Exercise directions :: Leave out the pictures and copy each record below exactly.

Given records ::
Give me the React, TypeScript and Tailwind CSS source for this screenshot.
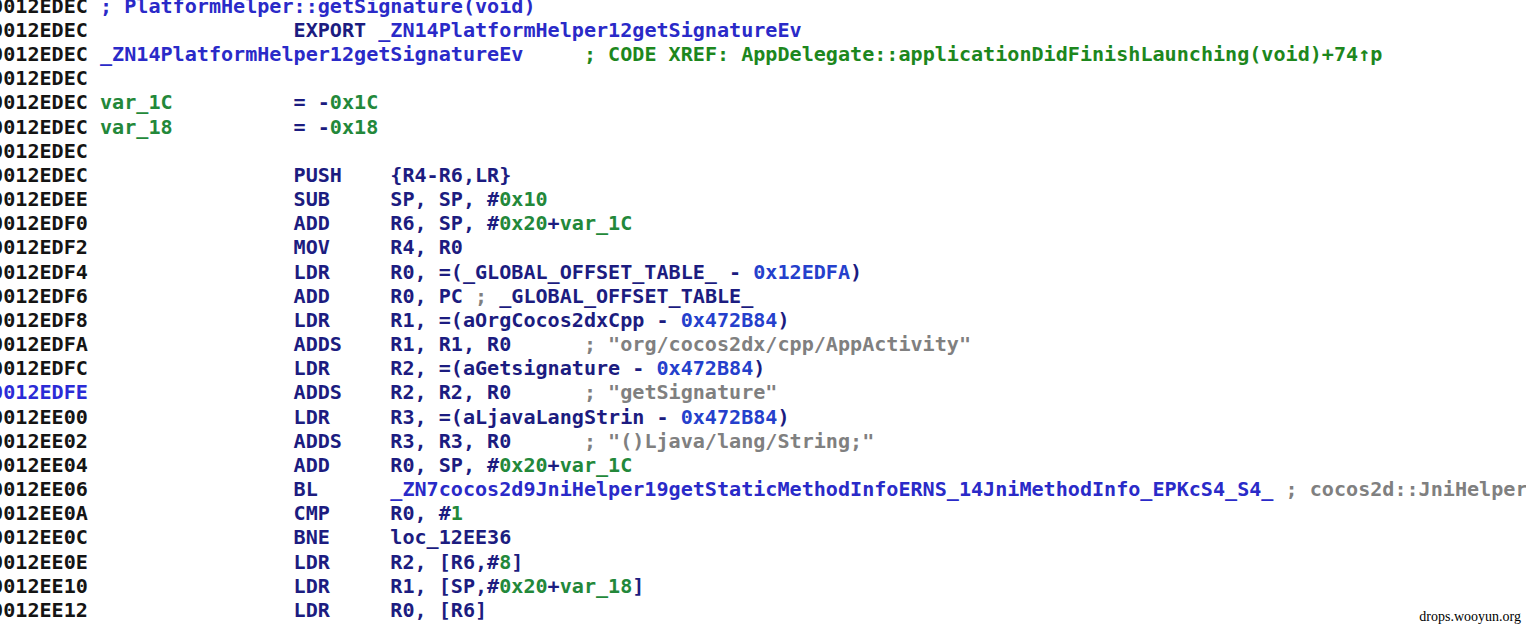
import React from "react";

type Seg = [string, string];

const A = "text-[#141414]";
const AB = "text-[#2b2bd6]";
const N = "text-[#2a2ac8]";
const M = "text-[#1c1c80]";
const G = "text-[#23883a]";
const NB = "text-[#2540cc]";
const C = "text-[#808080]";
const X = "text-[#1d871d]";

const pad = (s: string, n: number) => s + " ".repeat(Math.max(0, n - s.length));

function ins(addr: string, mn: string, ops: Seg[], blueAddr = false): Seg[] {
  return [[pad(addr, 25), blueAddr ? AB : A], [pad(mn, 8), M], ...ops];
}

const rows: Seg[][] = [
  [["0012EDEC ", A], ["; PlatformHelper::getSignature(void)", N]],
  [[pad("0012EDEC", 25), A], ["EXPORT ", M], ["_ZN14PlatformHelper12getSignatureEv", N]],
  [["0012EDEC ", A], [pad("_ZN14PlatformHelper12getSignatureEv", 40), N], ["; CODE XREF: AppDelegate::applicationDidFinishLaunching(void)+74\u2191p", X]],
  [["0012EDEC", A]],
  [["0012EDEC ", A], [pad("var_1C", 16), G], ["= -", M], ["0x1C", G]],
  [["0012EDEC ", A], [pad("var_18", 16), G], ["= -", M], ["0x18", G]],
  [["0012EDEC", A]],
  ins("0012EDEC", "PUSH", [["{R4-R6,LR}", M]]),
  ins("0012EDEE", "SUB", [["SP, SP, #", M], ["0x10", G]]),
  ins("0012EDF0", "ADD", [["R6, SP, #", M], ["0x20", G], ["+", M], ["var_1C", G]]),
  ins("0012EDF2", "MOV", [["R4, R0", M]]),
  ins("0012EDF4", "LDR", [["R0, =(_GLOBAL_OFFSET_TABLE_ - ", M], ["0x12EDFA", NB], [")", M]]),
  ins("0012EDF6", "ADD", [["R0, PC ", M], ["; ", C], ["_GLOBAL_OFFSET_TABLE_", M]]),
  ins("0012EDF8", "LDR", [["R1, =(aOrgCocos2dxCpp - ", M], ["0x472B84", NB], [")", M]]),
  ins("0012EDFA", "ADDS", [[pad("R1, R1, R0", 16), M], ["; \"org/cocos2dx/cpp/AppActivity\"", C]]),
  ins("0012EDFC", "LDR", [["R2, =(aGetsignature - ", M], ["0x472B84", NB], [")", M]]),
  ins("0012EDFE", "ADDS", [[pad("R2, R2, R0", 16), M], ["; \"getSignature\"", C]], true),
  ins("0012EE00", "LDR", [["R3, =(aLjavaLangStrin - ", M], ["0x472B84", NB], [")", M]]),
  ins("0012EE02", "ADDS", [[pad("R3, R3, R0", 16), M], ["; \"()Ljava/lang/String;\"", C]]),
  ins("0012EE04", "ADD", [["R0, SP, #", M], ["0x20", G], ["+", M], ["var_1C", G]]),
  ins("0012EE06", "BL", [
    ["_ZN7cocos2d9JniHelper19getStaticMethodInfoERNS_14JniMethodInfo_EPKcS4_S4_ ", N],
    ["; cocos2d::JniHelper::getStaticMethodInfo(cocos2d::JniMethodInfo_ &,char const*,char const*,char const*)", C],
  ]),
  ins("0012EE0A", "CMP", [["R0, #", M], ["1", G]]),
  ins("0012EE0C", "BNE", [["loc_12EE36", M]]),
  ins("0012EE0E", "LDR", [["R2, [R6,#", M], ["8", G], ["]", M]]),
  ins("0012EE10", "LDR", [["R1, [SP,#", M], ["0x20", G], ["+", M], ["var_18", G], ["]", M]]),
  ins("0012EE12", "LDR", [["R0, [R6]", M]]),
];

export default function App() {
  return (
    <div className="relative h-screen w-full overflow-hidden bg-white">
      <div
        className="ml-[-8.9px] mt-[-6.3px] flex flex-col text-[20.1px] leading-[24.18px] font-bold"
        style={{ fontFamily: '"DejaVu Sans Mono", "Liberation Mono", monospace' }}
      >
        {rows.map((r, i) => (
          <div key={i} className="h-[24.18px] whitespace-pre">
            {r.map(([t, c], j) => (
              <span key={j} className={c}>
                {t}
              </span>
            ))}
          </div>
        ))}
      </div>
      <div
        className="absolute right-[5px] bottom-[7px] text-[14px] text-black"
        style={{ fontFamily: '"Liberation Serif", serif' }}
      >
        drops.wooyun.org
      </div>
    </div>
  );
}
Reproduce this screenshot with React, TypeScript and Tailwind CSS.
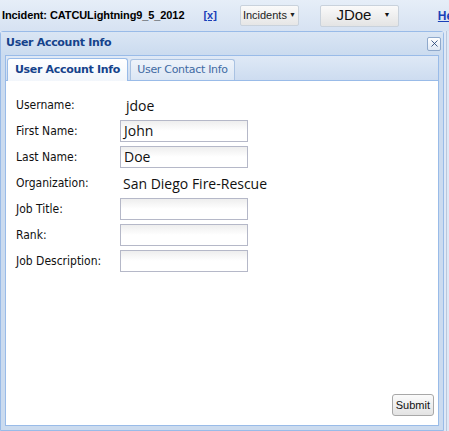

Output below ::
Give me the React, TypeScript and Tailwind CSS source for this screenshot.
import React from "react";

type Seg = [string, string];

const A = "text-[#141414]";
const AB = "text-[#2b2bd6]";
const N = "text-[#2a2ac8]";
const M = "text-[#1c1c80]";
const G = "text-[#23883a]";
const NB = "text-[#2540cc]";
const C = "text-[#808080]";
const X = "text-[#1d871d]";

const pad = (s: string, n: number) => s + " ".repeat(Math.max(0, n - s.length));

function ins(addr: string, mn: string, ops: Seg[], blueAddr = false): Seg[] {
  return [[pad(addr, 25), blueAddr ? AB : A], [pad(mn, 8), M], ...ops];
}

const rows: Seg[][] = [
  [["0012EDEC ", A], ["; PlatformHelper::getSignature(void)", N]],
  [[pad("0012EDEC", 25), A], ["EXPORT ", M], ["_ZN14PlatformHelper12getSignatureEv", N]],
  [["0012EDEC ", A], [pad("_ZN14PlatformHelper12getSignatureEv", 40), N], ["; CODE XREF: AppDelegate::applicationDidFinishLaunching(void)+74\u2191p", X]],
  [["0012EDEC", A]],
  [["0012EDEC ", A], [pad("var_1C", 16), G], ["= -", M], ["0x1C", G]],
  [["0012EDEC ", A], [pad("var_18", 16), G], ["= -", M], ["0x18", G]],
  [["0012EDEC", A]],
  ins("0012EDEC", "PUSH", [["{R4-R6,LR}", M]]),
  ins("0012EDEE", "SUB", [["SP, SP, #", M], ["0x10", G]]),
  ins("0012EDF0", "ADD", [["R6, SP, #", M], ["0x20", G], ["+", M], ["var_1C", G]]),
  ins("0012EDF2", "MOV", [["R4, R0", M]]),
  ins("0012EDF4", "LDR", [["R0, =(_GLOBAL_OFFSET_TABLE_ - ", M], ["0x12EDFA", NB], [")", M]]),
  ins("0012EDF6", "ADD", [["R0, PC ", M], ["; ", C], ["_GLOBAL_OFFSET_TABLE_", M]]),
  ins("0012EDF8", "LDR", [["R1, =(aOrgCocos2dxCpp - ", M], ["0x472B84", NB], [")", M]]),
  ins("0012EDFA", "ADDS", [[pad("R1, R1, R0", 16), M], ["; \"org/cocos2dx/cpp/AppActivity\"", C]]),
  ins("0012EDFC", "LDR", [["R2, =(aGetsignature - ", M], ["0x472B84", NB], [")", M]]),
  ins("0012EDFE", "ADDS", [[pad("R2, R2, R0", 16), M], ["; \"getSignature\"", C]], true),
  ins("0012EE00", "LDR", [["R3, =(aLjavaLangStrin - ", M], ["0x472B84", NB], [")", M]]),
  ins("0012EE02", "ADDS", [[pad("R3, R3, R0", 16), M], ["; \"()Ljava/lang/String;\"", C]]),
  ins("0012EE04", "ADD", [["R0, SP, #", M], ["0x20", G], ["+", M], ["var_1C", G]]),
  ins("0012EE06", "BL", [
    ["_ZN7cocos2d9JniHelper19getStaticMethodInfoERNS_14JniMethodInfo_EPKcS4_S4_ ", N],
    ["; cocos2d::JniHelper::getStaticMethodInfo(cocos2d::JniMethodInfo_ &,char const*,char const*,char const*)", C],
  ]),
  ins("0012EE0A", "CMP", [["R0, #", M], ["1", G]]),
  ins("0012EE0C", "BNE", [["loc_12EE36", M]]),
  ins("0012EE0E", "LDR", [["R2, [R6,#", M], ["8", G], ["]", M]]),
  ins("0012EE10", "LDR", [["R1, [SP,#", M], ["0x20", G], ["+", M], ["var_18", G], ["]", M]]),
  ins("0012EE12", "LDR", [["R0, [R6]", M]]),
];

export default function App() {
  return (
    <div className="relative h-screen w-full overflow-hidden bg-white">
      <div
        className="ml-[-8.9px] mt-[-6.3px] flex flex-col text-[20.1px] leading-[24.18px] font-bold"
        style={{ fontFamily: '"DejaVu Sans Mono", "Liberation Mono", monospace' }}
      >
        {rows.map((r, i) => (
          <div key={i} className="h-[24.18px] whitespace-pre">
            {r.map(([t, c], j) => (
              <span key={j} className={c}>
                {t}
              </span>
            ))}
          </div>
        ))}
      </div>
      <div
        className="absolute right-[5px] bottom-[7px] text-[14px] text-black"
        style={{ fontFamily: '"Liberation Serif", serif' }}
      >
        drops.wooyun.org
      </div>
    </div>
  );
}
Reproduce this screenshot with React, TypeScript and Tailwind CSS.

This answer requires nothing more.